Furthermore, due to the basic evaporative cooling effects of the mud cooler 130, it should be understood that some amount of the water 135 circulating through the cooler 130 will continuously be lost to the surrounding environment. For example, and depending on the specific ambient conditions in the area where the drilling operations are being performed, as much as 15-20 gallons per minute (gpm), or even more, of the water 135 may be lost to the ambient atmosphere during the operation of the mud cooler 130. Consequently, the supply of water 135 that is lost to the surrounding environment must periodically be replenished, such as from a portable water tanker 142, as shown in FIG. 1. Furthermore, it should be appreciated that in at least some remote and/or desert-like locations, such as drilling sites located in the Middle East and the like, water is oftentimes a precious commodity that may command a significant price, a situation that may be compounded by the generally high local ambient temperatures. Therefore, the replenishment of significant water losses to the surrounding environment during operation of the mud cooler 130 can have a substantial impact on the overall costs of drilling.
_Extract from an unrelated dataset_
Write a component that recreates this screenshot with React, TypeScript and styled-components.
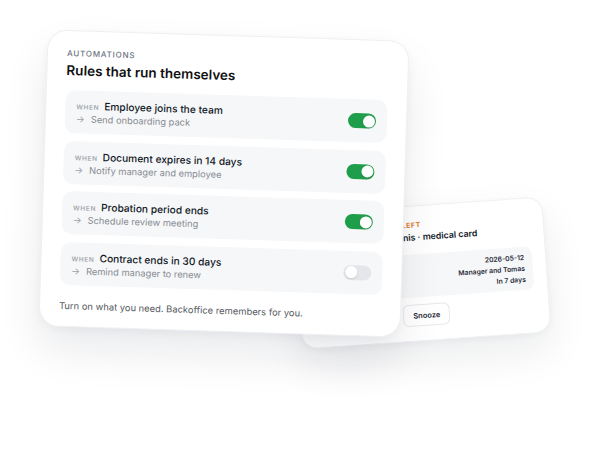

Accordingly, there is a need in the drilling industry for a mud cooling system that is less susceptible to the vagaries of the surrounding environmental conditions, and which does not require a continuous replenishment of a cooling water supply. The present disclosure is directed to mud cooling systems and methods of operating the same that may be used to mitigate, or possibly even eliminate, at least some of the problems associated with the prior art mud cooling systems described above.